Even with that knowledge, Dantes even finds himself unable to exact the revenge he’d intended on his rival, Fernand, when he can’t destroy Mercedes. Also, the young man, Morrel, son of the owner of the Pharaon, desires to marry Villeforte’s daughter, and in the interests of helping the young man whom he sees as a son, Dantes changes his plan to spare her life.
Not everyone lives ‘happily ever after,’ however. The son of Fernand gives up all his money and his fiancée to join the army while his mother, Mercedes, settles with the pittance Dantes’ had intended to use for their marriage, and secludes herself in a poor man’s house. While many characters are given the road to their own happiness, the gifts given to Dantes’ enemies and friends are similar. Riches are given to men who helped and hurt Dantes, but only the decent men find success and happiness.

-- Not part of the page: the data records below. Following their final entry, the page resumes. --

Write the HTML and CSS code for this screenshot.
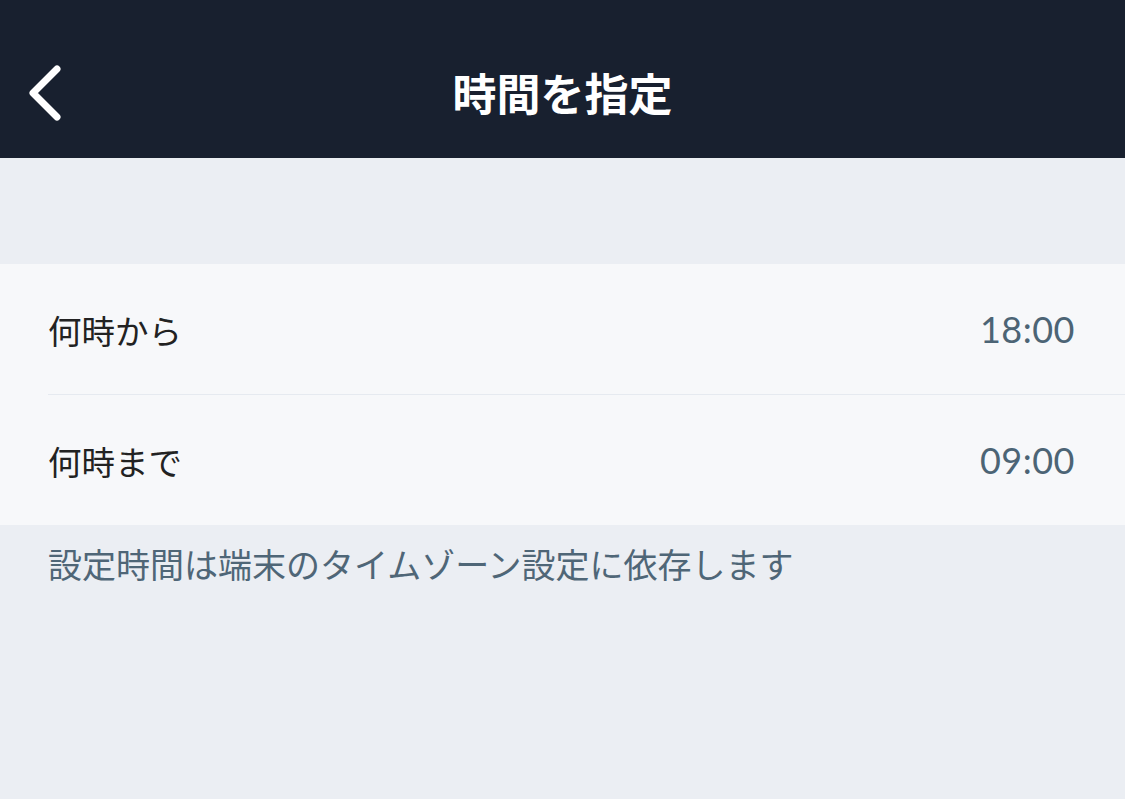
FILE: index.html
```html
<!DOCTYPE html>
<html lang="ja">
<head>
<meta charset="utf-8">
<link rel="stylesheet" href="styles.css">
</head>
<body>
<div class="app">
  <header class="nav">
    <button class="back" aria-label="戻る">
      <svg width="40" height="60" viewBox="0 0 40 60"><path d="M32 7 L8 31 L32 55" fill="none" stroke="#fff" stroke-width="7" stroke-linecap="round" stroke-linejoin="round"/></svg>
    </button>
    <h1 class="title">時間を指定</h1>
  </header>
  <div class="spacer"></div>
  <section class="list">
    <div class="row">
      <span class="label">何時から</span>
      <span class="value">18:00</span>
    </div>
    <div class="row">
      <span class="label">何時まで</span>
      <span class="value">09:00</span>
    </div>
  </section>
  <p class="note">設定時間は端末のタイムゾーン設定に依存します</p>
</div>
</body>
</html>
```
FILE: styles.css
```css
html, body {
  margin: 0;
  padding: 0;
  background: #ebeef3;
}
.app {
  width: 1125px;
  height: 799px;
  font-family: "Noto Sans CJK JP", "Noto Sans", sans-serif;
  background: #ebeef3;
  overflow: hidden;
}
.nav {
  height: 158px;
  background: #18202f;
  display: flex;
  align-items: center;
  justify-content: center;
  position: relative;
}
.back {
  position: absolute;
  left: 25px;
  top: 62px;
  background: none;
  border: 0;
  padding: 0;
  display: block;
}
.back svg { display: block; }
.title {
  margin: 0;
  color: #fff;
  font-size: 44px;
  font-weight: 700;
  letter-spacing: 0;
  line-height: 1;
  padding-top: 26px;
}
.spacer {
  height: 106px;
}
.list {
  background: #f7f8fa;
}
.row {
  height: 130px;
  display: flex;
  align-items: center;
  justify-content: space-between;
  margin-left: 48px;
  padding-right: 50px;
  border-bottom: 1px solid #e6eaf0;
}
.row:last-child { border-bottom: 0; }
.label {
  font-size: 33.5px;
  color: #222;
}
.value {
  font-size: 36px;
  color: #4c6475;
  font-family: "Lato", "Noto Sans", sans-serif;
  letter-spacing: 0.5px;
}
.note {
  margin: 17px 0 0 48px;
  font-size: 34px;
  color: #4f6677;
  line-height: 1.3;
}
```
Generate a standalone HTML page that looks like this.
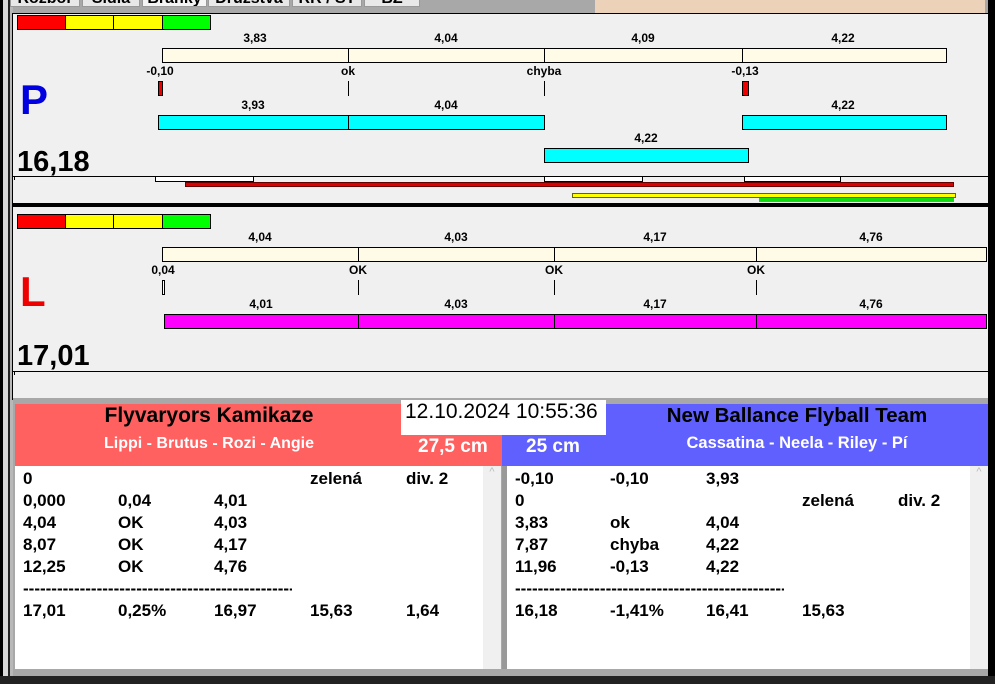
<!DOCTYPE html>
<html><head><meta charset="utf-8"><style>
*{margin:0;padding:0;box-sizing:border-box}
body{width:995px;height:684px;position:relative;overflow:hidden;background:#f0f0f0;font-family:"Liberation Sans",sans-serif}
div{position:absolute}
.t{font-weight:bold;font-size:12px;color:#000;transform:translateX(-50%);white-space:nowrap;line-height:12px}
.b{border:1px solid #000}
.v{width:1px;background:#000}
.r{font-weight:bold;font-size:17px;line-height:22px;white-space:pre;color:#000}
.tab{top:-10px;height:17px;background:#e8e8e8;border:1px solid #999;font-size:16px;font-weight:bold;text-align:center;line-height:16px;overflow:hidden}
</style></head><body>
<div style="left:0;top:0;width:3px;height:684px;background:#000"></div>
<div style="left:3px;top:0;width:5px;height:684px;background:#d8d8d8"></div>
<div style="left:8px;top:0;width:2px;height:684px;background:#222"></div>
<div style="left:10px;top:0;width:3px;height:684px;background:#b8b8b8"></div>
<div style="left:13px;top:0;width:982px;height:13px;background:#a8a8a8"></div>
<div style="left:595px;top:0;width:390px;height:13px;background:#ecd2b8"></div>
<div class="tab" style="left:10px;width:70px">Rozbor</div>
<div class="tab" style="left:82px;width:58px">Sídla</div>
<div class="tab" style="left:142px;width:65px;background:#f4f4f4">Branky</div>
<div class="tab" style="left:208px;width:82px">Družstva</div>
<div class="tab" style="left:292px;width:70px">RR / ST</div>
<div class="tab" style="left:364px;width:56px">BZ</div>
<div style="left:988px;top:0;width:7px;height:684px;background:#000"></div>
<!-- P panel -->
<div style="left:12px;top:13px;width:978px;height:1px;background:#000"></div>
<div style="left:12px;top:13px;width:1px;height:387px;background:#000"></div>
<div class="b" style="left:17px;top:15px;width:49px;height:15px;background:#f00"></div>
<div class="b" style="left:65px;top:15px;width:49px;height:15px;background:#ff0"></div>
<div class="b" style="left:113px;top:15px;width:50px;height:15px;background:#ff0"></div>
<div class="b" style="left:162px;top:15px;width:49px;height:15px;background:#0f0"></div>
<div class="t" style="left:255px;top:32px">3,83</div>
<div class="t" style="left:446px;top:32px">4,04</div>
<div class="t" style="left:643px;top:32px">4,09</div>
<div class="t" style="left:843px;top:32px">4,22</div>
<div class="b" style="left:162px;top:48px;width:785px;height:15px;background:#fffbe6"></div>
<div class="v" style="left:348px;top:48px;height:15px"></div>
<div class="v" style="left:544px;top:48px;height:15px"></div>
<div class="v" style="left:742px;top:48px;height:15px"></div>
<div class="t" style="left:160px;top:65px">-0,10</div>
<div class="t" style="left:348px;top:65px">ok</div>
<div class="t" style="left:544px;top:65px">chyba</div>
<div class="t" style="left:745px;top:65px">-0,13</div>
<div class="b" style="left:158px;top:81px;width:5px;height:15px;background:#e00"></div>
<div class="v" style="left:348px;top:81px;height:15px"></div>
<div class="v" style="left:544px;top:81px;height:15px"></div>
<div class="b" style="left:742px;top:81px;width:7px;height:15px;background:#e00"></div>
<div class="t" style="left:253px;top:99px">3,93</div>
<div class="t" style="left:446px;top:99px">4,04</div>
<div class="t" style="left:843px;top:99px">4,22</div>
<div class="b" style="left:158px;top:115px;width:387px;height:15px;background:#0ff"></div>
<div class="v" style="left:348px;top:115px;height:15px"></div>
<div class="b" style="left:742px;top:115px;width:205px;height:15px;background:#0ff"></div>
<div class="t" style="left:646px;top:132px">4,22</div>
<div class="b" style="left:544px;top:148px;width:205px;height:15px;background:#0ff"></div>
<div style="left:20px;top:76px;font-size:42px;font-weight:bold;color:#0000e0;line-height:48px">P</div>
<div style="left:17px;top:146px;font-size:29px;font-weight:bold;line-height:32px">16,18</div>
<div style="left:13px;top:176px;width:977px;height:1px;background:#000"></div>
<div class="v" style="left:14px;top:176px;height:4px"></div>
<div class="b" style="left:155px;top:176px;width:99px;height:6px;background:#fff"></div>
<div class="b" style="left:544px;top:176px;width:99px;height:6px;background:#fff"></div>
<div class="b" style="left:744px;top:176px;width:97px;height:6px;background:#fff"></div>
<div style="left:185px;top:182px;width:769px;height:5px;background:#d00;border:1px solid #600"></div>
<div style="left:572px;top:193px;width:384px;height:5px;background:#ff0;border:1px solid #660"></div>
<div style="left:759px;top:198px;width:195px;height:4px;background:#1d1"></div>
<div style="left:12px;top:203px;width:978px;height:4px;background:#000"></div>
<!-- L panel -->
<div class="b" style="left:17px;top:214px;width:49px;height:15px;background:#f00"></div>
<div class="b" style="left:65px;top:214px;width:49px;height:15px;background:#ff0"></div>
<div class="b" style="left:113px;top:214px;width:50px;height:15px;background:#ff0"></div>
<div class="b" style="left:162px;top:214px;width:49px;height:15px;background:#0f0"></div>
<div class="t" style="left:260px;top:231px">4,04</div>
<div class="t" style="left:456px;top:231px">4,03</div>
<div class="t" style="left:655px;top:231px">4,17</div>
<div class="t" style="left:871px;top:231px">4,76</div>
<div class="b" style="left:162px;top:247px;width:825px;height:15px;background:#fffbe6"></div>
<div class="v" style="left:358px;top:247px;height:15px"></div>
<div class="v" style="left:554px;top:247px;height:15px"></div>
<div class="v" style="left:756px;top:247px;height:15px"></div>
<div class="t" style="left:163px;top:264px">0,04</div>
<div class="t" style="left:358px;top:264px">OK</div>
<div class="t" style="left:554px;top:264px">OK</div>
<div class="t" style="left:756px;top:264px">OK</div>
<div class="b" style="left:162px;top:280px;width:3px;height:15px;background:#fff"></div>
<div class="v" style="left:358px;top:280px;height:15px"></div>
<div class="v" style="left:554px;top:280px;height:15px"></div>
<div class="v" style="left:756px;top:280px;height:15px"></div>
<div class="t" style="left:261px;top:298px">4,01</div>
<div class="t" style="left:456px;top:298px">4,03</div>
<div class="t" style="left:655px;top:298px">4,17</div>
<div class="t" style="left:871px;top:298px">4,76</div>
<div class="b" style="left:164px;top:314px;width:823px;height:15px;background:#f0f"></div>
<div class="v" style="left:358px;top:314px;height:15px"></div>
<div class="v" style="left:554px;top:314px;height:15px"></div>
<div class="v" style="left:756px;top:314px;height:15px"></div>
<div style="left:20px;top:268px;font-size:42px;font-weight:bold;color:#e00;line-height:48px">L</div>
<div style="left:17px;top:340px;font-size:29px;font-weight:bold;line-height:32px">17,01</div>
<div style="left:13px;top:371px;width:977px;height:1px;background:#000"></div>
<div class="v" style="left:14px;top:371px;height:4px"></div>
<!-- bottom -->
<div style="left:13px;top:398px;width:975px;height:286px;background:#a8a8a8"></div>
<div style="left:15px;top:404px;width:487px;height:62px;background:#ff6060"></div>
<div style="left:502px;top:404px;width:486px;height:62px;background:#6060ff"></div>
<div style="left:15px;top:404px;width:388px;text-align:center;font-size:21px;font-weight:bold;line-height:24px">Flyvaryors Kamikaze</div>
<div style="left:15px;top:434px;width:388px;text-align:center;font-size:16px;font-weight:bold;color:#fff;line-height:19px">Lippi - Brutus - Rozi - Angie</div>
<div style="left:418px;top:435px;font-size:19px;font-weight:bold;color:#fff;line-height:24px">27,5 cm</div>
<div style="left:526px;top:435px;font-size:19px;font-weight:bold;color:#fff;line-height:24px">25 cm</div>
<div style="left:606px;top:404px;width:382px;text-align:center;font-size:20.5px;font-weight:bold;line-height:24px">New Ballance Flyball Team</div>
<div style="left:606px;top:434px;width:382px;text-align:center;font-size:16.5px;font-weight:bold;color:#fff;line-height:19px">Cassatina - Neela - Riley - Pí</div>
<div style="left:401px;top:400px;width:205px;height:35px;background:#fff;font-size:21px;line-height:24px;padding-left:4px;white-space:nowrap">12.10.2024 10:55:36</div>
<div style="left:15px;top:466px;width:486px;height:203px;background:#fff"></div>
<div style="left:483px;top:466px;width:18px;height:203px;background:#f0f0f0;color:#bbb;font-size:11px;text-align:center">^</div>
<div style="left:507px;top:466px;width:481px;height:203px;background:#fff"></div>
<div style="left:970px;top:466px;width:18px;height:203px;background:#f0f0f0;color:#bbb;font-size:11px;text-align:center">^</div>
<div style="left:502px;top:466px;width:5px;height:203px;background:#999"></div>

<div class="r" style="left:23px;top:468px">0</div><div class="r" style="left:310px;top:468px">zelená</div><div class="r" style="left:406px;top:468px">div. 2</div>
<div class="r" style="left:23px;top:490px">0,000</div><div class="r" style="left:118px;top:490px">0,04</div><div class="r" style="left:214px;top:490px">4,01</div>
<div class="r" style="left:23px;top:512px">4,04</div><div class="r" style="left:118px;top:512px">OK</div><div class="r" style="left:214px;top:512px">4,03</div>
<div class="r" style="left:23px;top:534px">8,07</div><div class="r" style="left:118px;top:534px">OK</div><div class="r" style="left:214px;top:534px">4,17</div>
<div class="r" style="left:23px;top:556px">12,25</div><div class="r" style="left:118px;top:556px">OK</div><div class="r" style="left:214px;top:556px">4,76</div>
<div class="r" style="left:23px;top:578px;width:269px;overflow:hidden">------------------------------------------------------</div>
<div class="r" style="left:23px;top:600px">17,01</div><div class="r" style="left:118px;top:600px">0,25%</div><div class="r" style="left:214px;top:600px">16,97</div><div class="r" style="left:310px;top:600px">15,63</div><div class="r" style="left:406px;top:600px">1,64</div>

<div class="r" style="left:515px;top:468px">-0,10</div><div class="r" style="left:610px;top:468px">-0,10</div><div class="r" style="left:706px;top:468px">3,93</div>
<div class="r" style="left:515px;top:490px">0</div><div class="r" style="left:802px;top:490px">zelená</div><div class="r" style="left:898px;top:490px">div. 2</div>
<div class="r" style="left:515px;top:512px">3,83</div><div class="r" style="left:610px;top:512px">ok</div><div class="r" style="left:706px;top:512px">4,04</div>
<div class="r" style="left:515px;top:534px">7,87</div><div class="r" style="left:610px;top:534px">chyba</div><div class="r" style="left:706px;top:534px">4,22</div>
<div class="r" style="left:515px;top:556px">11,96</div><div class="r" style="left:610px;top:556px">-0,13</div><div class="r" style="left:706px;top:556px">4,22</div>
<div class="r" style="left:515px;top:578px;width:269px;overflow:hidden">------------------------------------------------------</div>
<div class="r" style="left:515px;top:600px">16,18</div><div class="r" style="left:610px;top:600px">-1,41%</div><div class="r" style="left:706px;top:600px">16,41</div><div class="r" style="left:802px;top:600px">15,63</div>

<div style="left:0;top:676px;width:995px;height:8px;background:#222"></div>
<div style="left:13px;top:669px;width:975px;height:7px;background:#a8a8a8"></div>
</body></html>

Now a hardened cynic, Dantes manages to find pity and grow humane once more when his acts of revenge spiral out of control, taking with them the sanity of Villeforte and the life of Villeforte’s wife and their young son. It is with these tragic losses that Dantes questions his own actions and begins to see life past himself. Even in his adult, mature life outside the prison, Dantes remained fettered by his blinders of self-righteousness. His steadfast belief in honor and the good in men imprisons him, and once free he clings to the thought that few men can be innocent.
As for Dantes himself, love sneaks up and all but tackles Dantes unawares near the end of the novel. All but the densest reader can see the slave Haydée loves Dantes, faults and all, and leaves with him in the end. It’s a redemption Dantes had not expected, living his life only to revenge his own death, for the young idealist he was will never return. In its place is the mature, wiser man, who’s finally able to live life and accept that tomorrow will bring what it may bring. At long last, Dantes has grown up.